Harmonise internal rules, policies, and procedures to address SHA as well as to take similar measures

All efforts and discussion for harmonisation of the anti-harassment policy has met with such great resistance that we don't expect this to ever pass! Even the very basic - a common definition of sexual harassment - cannot be agreed by UN bodies, who believe they are all different & unique and need a fit-for-purpose policy.

Create UN system-wide HR screening database of 'confirmed' perpetrators

Clearcheck is available to all UN bodies internally, and maybe opened up to the development/ humanitarian sector at large if proven useful.

However, it continues to face a lot of resistance and concerns on privacy and data storage grounds. As per the progress report, the database is in use but not widely yet. Time will tell whether it is faithfully updated or referenced.

Rebuild trust in the organisation

Through the IASC Champion on SEA and SH, there are efforts for leadership commitment to rebuild trust by bringing to light cases themselves rather than covering up; worrying less about reputation by focusing on follow up and self-reporting; making disclosure obligations for applicants to prevent rehiring of offenders and waiving immunity. OCHA created a fund of $1 million to support and speed up investigations on SEA and SH. However, noting the grave reputational damage from SEA, it is expected that the primary focus of a "joint" mandate on SEA and SHA will remain on beneficiaries rather than what the UN views as “blue-on-blue” transgressions.

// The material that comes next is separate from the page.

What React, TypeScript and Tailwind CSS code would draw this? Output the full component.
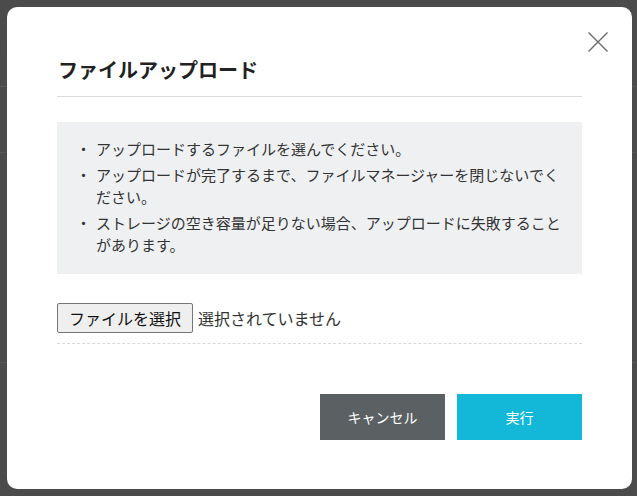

Unequivocal commitment to not invoke immunity for those accused of SHA & develop a code of conduct for delegates to the UN

UNKNOWN when and how immunity will be waived, but it certainly has not happened yet!

In existing and ongoing cases, where the Secretary General had invoked immunity, he continues to stress it to protect the officials accused to shield them from local and/or other legal proceedings.

There is no update on code of conduct for delegates visiting the UN and the latest Handbook does not even mention the anti-harassment policy.